Odanacatib: Osteoporosis Drug Reduces Fracture Risk In Trial

Osteoporosis Drug Reduces Fracture Risk In Trial

* Regulatory filings planned for first-half 2013

* Merck shares rise 3.1 percent in after-hours trade

July 11 (Reuters) - A pivotal trial of Merck & Co's experimental osteoporosis drug odanacatib has shown that it reduces fracture risk, prompting outside monitors to recommend that the study be stopped early.

News that the novel drug was shown to be effective sent shares of Merck up more than 3 percent.

The company said it expects to take a number of months to wind up the trial, which began in 2007, but will continue with an extension trial to follow up on certain safety issues flagged by the Data Monitoring Committee.

Merck said it expects to submit regulatory applications for U.S., European and Japanese approval of odanacatib in the first half of next year.

The oral drug, taken weekly, is considered more convenient than an older class of osteoporosis drugs known as bisphosphonates. Sales of Merck's bisphosphonate drug Fosamax reached $3 billion in 2007, but that revenue has plunged since emergence of generic competition in early 2008.

Bisphosphonate use has also declined due to safety concerns including the risk of osteonecrosis of the jaw, a severe bone disease.

Wall Street analysts, on average, have forecast annual sales of odanacatib at $402 million by 2016, according to Thomson Pharma.

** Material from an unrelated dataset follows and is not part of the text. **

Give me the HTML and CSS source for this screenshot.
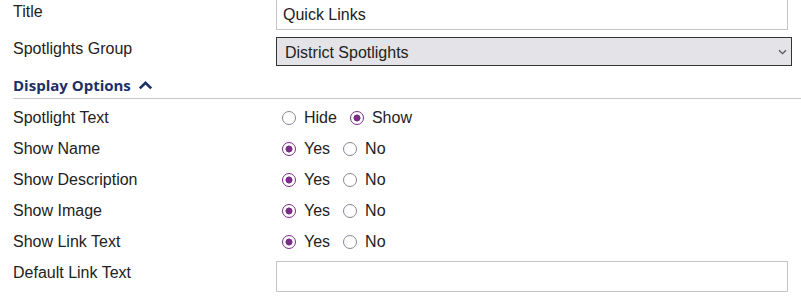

Credit Suisse analyst Catherine Arnold recently raised her 2020 sales estimate for the drug to $1.1 billion from $350 million, citing meaningful differences in fracture rates to bisphosphonates and the likelihood that more osteoporosis sufferers would take medication if a potentially safer option were available.

Odanacatib is designed to block cathepsin K, the major enzyme in osteoclasts that is responsible for breakdown of existing bone tissue.

The pivotal study involved over 16,000 post-menopausal women with osteoporosis. It was expected to continue until hip fractures had been reported in 237 patients. Merck said the interim analysis was conducted when around 70 percent of the targeted number of hip fractures had been reported.

The company said it expects to report final results from the study next year.

Shares of Merck rose more than 3 percent in after-hours trading to $42.49. Earlier, the stock closed at $41.21 on the New York Stock Exchange.